_PROBLEM TO WORK ON:_
Skip all pictures, then print the remaining material exactly.

--------------------------------------------------

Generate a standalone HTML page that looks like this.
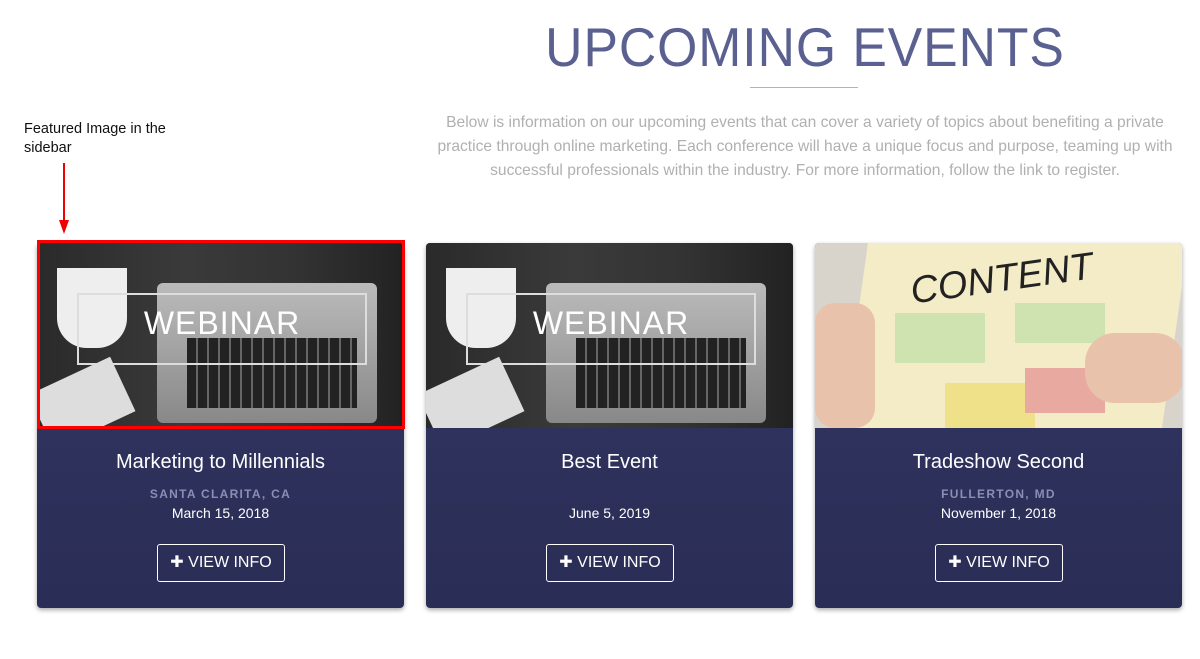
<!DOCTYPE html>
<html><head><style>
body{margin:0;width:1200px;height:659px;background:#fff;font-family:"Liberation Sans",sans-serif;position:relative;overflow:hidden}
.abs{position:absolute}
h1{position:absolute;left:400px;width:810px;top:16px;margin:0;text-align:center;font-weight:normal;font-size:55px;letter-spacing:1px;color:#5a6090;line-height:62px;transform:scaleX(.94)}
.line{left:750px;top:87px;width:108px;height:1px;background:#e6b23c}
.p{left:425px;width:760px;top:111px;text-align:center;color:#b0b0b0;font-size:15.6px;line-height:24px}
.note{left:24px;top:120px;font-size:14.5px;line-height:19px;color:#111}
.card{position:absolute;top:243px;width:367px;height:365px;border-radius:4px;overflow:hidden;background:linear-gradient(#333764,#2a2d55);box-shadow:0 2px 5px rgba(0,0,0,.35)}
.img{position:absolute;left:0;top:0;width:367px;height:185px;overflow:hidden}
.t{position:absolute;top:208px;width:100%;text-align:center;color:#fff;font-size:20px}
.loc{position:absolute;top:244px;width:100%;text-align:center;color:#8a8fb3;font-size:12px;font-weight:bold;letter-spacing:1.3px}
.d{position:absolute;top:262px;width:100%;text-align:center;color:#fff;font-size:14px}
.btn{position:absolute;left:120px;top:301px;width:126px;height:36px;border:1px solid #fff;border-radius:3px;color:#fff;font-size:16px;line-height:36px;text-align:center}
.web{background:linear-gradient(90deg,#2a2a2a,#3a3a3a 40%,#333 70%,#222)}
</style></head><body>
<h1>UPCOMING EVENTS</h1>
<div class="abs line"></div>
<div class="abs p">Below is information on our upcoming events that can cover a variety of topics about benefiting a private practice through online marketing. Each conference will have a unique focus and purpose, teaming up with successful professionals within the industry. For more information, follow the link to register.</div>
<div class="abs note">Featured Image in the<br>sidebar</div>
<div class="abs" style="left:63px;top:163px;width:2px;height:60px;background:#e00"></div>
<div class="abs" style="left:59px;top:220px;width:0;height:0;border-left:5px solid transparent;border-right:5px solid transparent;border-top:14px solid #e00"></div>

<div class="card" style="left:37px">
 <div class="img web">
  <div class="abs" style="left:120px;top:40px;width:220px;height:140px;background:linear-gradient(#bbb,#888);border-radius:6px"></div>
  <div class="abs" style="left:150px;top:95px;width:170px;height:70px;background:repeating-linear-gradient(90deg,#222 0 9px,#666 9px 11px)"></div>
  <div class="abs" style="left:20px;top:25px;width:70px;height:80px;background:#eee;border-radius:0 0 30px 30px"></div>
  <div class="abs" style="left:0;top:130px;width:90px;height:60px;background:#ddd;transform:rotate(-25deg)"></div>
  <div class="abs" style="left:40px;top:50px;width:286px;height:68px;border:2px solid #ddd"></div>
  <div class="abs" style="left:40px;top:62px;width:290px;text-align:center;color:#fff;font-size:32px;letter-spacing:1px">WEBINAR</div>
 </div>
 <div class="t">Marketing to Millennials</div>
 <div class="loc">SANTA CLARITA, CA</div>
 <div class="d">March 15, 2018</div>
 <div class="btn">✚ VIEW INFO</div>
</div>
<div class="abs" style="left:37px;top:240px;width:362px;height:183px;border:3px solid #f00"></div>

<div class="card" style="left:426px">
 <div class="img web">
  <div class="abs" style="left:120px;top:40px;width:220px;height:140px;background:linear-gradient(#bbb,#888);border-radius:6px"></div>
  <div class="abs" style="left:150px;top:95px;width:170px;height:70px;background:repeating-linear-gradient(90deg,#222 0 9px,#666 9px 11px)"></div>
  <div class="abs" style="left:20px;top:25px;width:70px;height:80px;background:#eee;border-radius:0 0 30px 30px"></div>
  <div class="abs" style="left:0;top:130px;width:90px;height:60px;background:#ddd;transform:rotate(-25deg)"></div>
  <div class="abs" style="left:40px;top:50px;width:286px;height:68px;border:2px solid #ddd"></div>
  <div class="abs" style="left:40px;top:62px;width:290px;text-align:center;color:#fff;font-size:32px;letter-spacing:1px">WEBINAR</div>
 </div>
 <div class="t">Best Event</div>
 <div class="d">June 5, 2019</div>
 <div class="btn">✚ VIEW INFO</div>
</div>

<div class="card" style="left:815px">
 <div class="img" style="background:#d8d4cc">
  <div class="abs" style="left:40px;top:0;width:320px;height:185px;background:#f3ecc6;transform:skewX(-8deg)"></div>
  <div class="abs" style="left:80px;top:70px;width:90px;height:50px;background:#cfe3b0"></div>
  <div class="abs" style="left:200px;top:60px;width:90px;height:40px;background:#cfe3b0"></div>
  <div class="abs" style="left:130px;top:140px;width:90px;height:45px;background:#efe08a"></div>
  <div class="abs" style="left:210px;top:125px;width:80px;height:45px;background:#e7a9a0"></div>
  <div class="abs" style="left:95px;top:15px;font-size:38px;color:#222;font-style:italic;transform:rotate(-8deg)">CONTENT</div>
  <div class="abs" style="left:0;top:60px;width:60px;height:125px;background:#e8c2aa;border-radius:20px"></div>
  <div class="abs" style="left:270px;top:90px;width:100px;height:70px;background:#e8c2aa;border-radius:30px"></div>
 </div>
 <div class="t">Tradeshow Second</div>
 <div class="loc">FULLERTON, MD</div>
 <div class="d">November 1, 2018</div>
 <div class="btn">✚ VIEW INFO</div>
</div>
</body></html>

--------------------------------------------------

_WRITTEN RESPONSE:_
Generate a standalone HTML page that looks like this.
<!DOCTYPE html>
<html><head><style>
body{margin:0;width:1200px;height:659px;background:#fff;font-family:"Liberation Sans",sans-serif;position:relative;overflow:hidden}
.abs{position:absolute}
h1{position:absolute;left:400px;width:810px;top:16px;margin:0;text-align:center;font-weight:normal;font-size:55px;letter-spacing:1px;color:#5a6090;line-height:62px;transform:scaleX(.94)}
.line{left:750px;top:87px;width:108px;height:1px;background:#e6b23c}
.p{left:425px;width:760px;top:111px;text-align:center;color:#b0b0b0;font-size:15.6px;line-height:24px}
.note{left:24px;top:120px;font-size:14.5px;line-height:19px;color:#111}
.card{position:absolute;top:243px;width:367px;height:365px;border-radius:4px;overflow:hidden;background:linear-gradient(#333764,#2a2d55);box-shadow:0 2px 5px rgba(0,0,0,.35)}
.img{position:absolute;left:0;top:0;width:367px;height:185px;overflow:hidden}
.t{position:absolute;top:208px;width:100%;text-align:center;color:#fff;font-size:20px}
.loc{position:absolute;top:244px;width:100%;text-align:center;color:#8a8fb3;font-size:12px;font-weight:bold;letter-spacing:1.3px}
.d{position:absolute;top:262px;width:100%;text-align:center;color:#fff;font-size:14px}
.btn{position:absolute;left:120px;top:301px;width:126px;height:36px;border:1px solid #fff;border-radius:3px;color:#fff;font-size:16px;line-height:36px;text-align:center}
.web{background:linear-gradient(90deg,#2a2a2a,#3a3a3a 40%,#333 70%,#222)}
</style></head><body>
<h1>UPCOMING EVENTS</h1>
<div class="abs line"></div>
<div class="abs p">Below is information on our upcoming events that can cover a variety of topics about benefiting a private practice through online marketing. Each conference will have a unique focus and purpose, teaming up with successful professionals within the industry. For more information, follow the link to register.</div>
<div class="abs note">Featured Image in the<br>sidebar</div>
<div class="abs" style="left:63px;top:163px;width:2px;height:60px;background:#e00"></div>
<div class="abs" style="left:59px;top:220px;width:0;height:0;border-left:5px solid transparent;border-right:5px solid transparent;border-top:14px solid #e00"></div>

<div class="card" style="left:37px">
 <div class="img web">
  <div class="abs" style="left:120px;top:40px;width:220px;height:140px;background:linear-gradient(#bbb,#888);border-radius:6px"></div>
  <div class="abs" style="left:150px;top:95px;width:170px;height:70px;background:repeating-linear-gradient(90deg,#222 0 9px,#666 9px 11px)"></div>
  <div class="abs" style="left:20px;top:25px;width:70px;height:80px;background:#eee;border-radius:0 0 30px 30px"></div>
  <div class="abs" style="left:0;top:130px;width:90px;height:60px;background:#ddd;transform:rotate(-25deg)"></div>
  <div class="abs" style="left:40px;top:50px;width:286px;height:68px;border:2px solid #ddd"></div>
  <div class="abs" style="left:40px;top:62px;width:290px;text-align:center;color:#fff;font-size:32px;letter-spacing:1px">WEBINAR</div>
 </div>
 <div class="t">Marketing to Millennials</div>
 <div class="loc">SANTA CLARITA, CA</div>
 <div class="d">March 15, 2018</div>
 <div class="btn">✚ VIEW INFO</div>
</div>
<div class="abs" style="left:37px;top:240px;width:362px;height:183px;border:3px solid #f00"></div>

<div class="card" style="left:426px">
 <div class="img web">
  <div class="abs" style="left:120px;top:40px;width:220px;height:140px;background:linear-gradient(#bbb,#888);border-radius:6px"></div>
  <div class="abs" style="left:150px;top:95px;width:170px;height:70px;background:repeating-linear-gradient(90deg,#222 0 9px,#666 9px 11px)"></div>
  <div class="abs" style="left:20px;top:25px;width:70px;height:80px;background:#eee;border-radius:0 0 30px 30px"></div>
  <div class="abs" style="left:0;top:130px;width:90px;height:60px;background:#ddd;transform:rotate(-25deg)"></div>
  <div class="abs" style="left:40px;top:50px;width:286px;height:68px;border:2px solid #ddd"></div>
  <div class="abs" style="left:40px;top:62px;width:290px;text-align:center;color:#fff;font-size:32px;letter-spacing:1px">WEBINAR</div>
 </div>
 <div class="t">Best Event</div>
 <div class="d">June 5, 2019</div>
 <div class="btn">✚ VIEW INFO</div>
</div>

<div class="card" style="left:815px">
 <div class="img" style="background:#d8d4cc">
  <div class="abs" style="left:40px;top:0;width:320px;height:185px;background:#f3ecc6;transform:skewX(-8deg)"></div>
  <div class="abs" style="left:80px;top:70px;width:90px;height:50px;background:#cfe3b0"></div>
  <div class="abs" style="left:200px;top:60px;width:90px;height:40px;background:#cfe3b0"></div>
  <div class="abs" style="left:130px;top:140px;width:90px;height:45px;background:#efe08a"></div>
  <div class="abs" style="left:210px;top:125px;width:80px;height:45px;background:#e7a9a0"></div>
  <div class="abs" style="left:95px;top:15px;font-size:38px;color:#222;font-style:italic;transform:rotate(-8deg)">CONTENT</div>
  <div class="abs" style="left:0;top:60px;width:60px;height:125px;background:#e8c2aa;border-radius:20px"></div>
  <div class="abs" style="left:270px;top:90px;width:100px;height:70px;background:#e8c2aa;border-radius:30px"></div>
 </div>
 <div class="t">Tradeshow Second</div>
 <div class="loc">FULLERTON, MD</div>
 <div class="d">November 1, 2018</div>
 <div class="btn">✚ VIEW INFO</div>
</div>
</body></html>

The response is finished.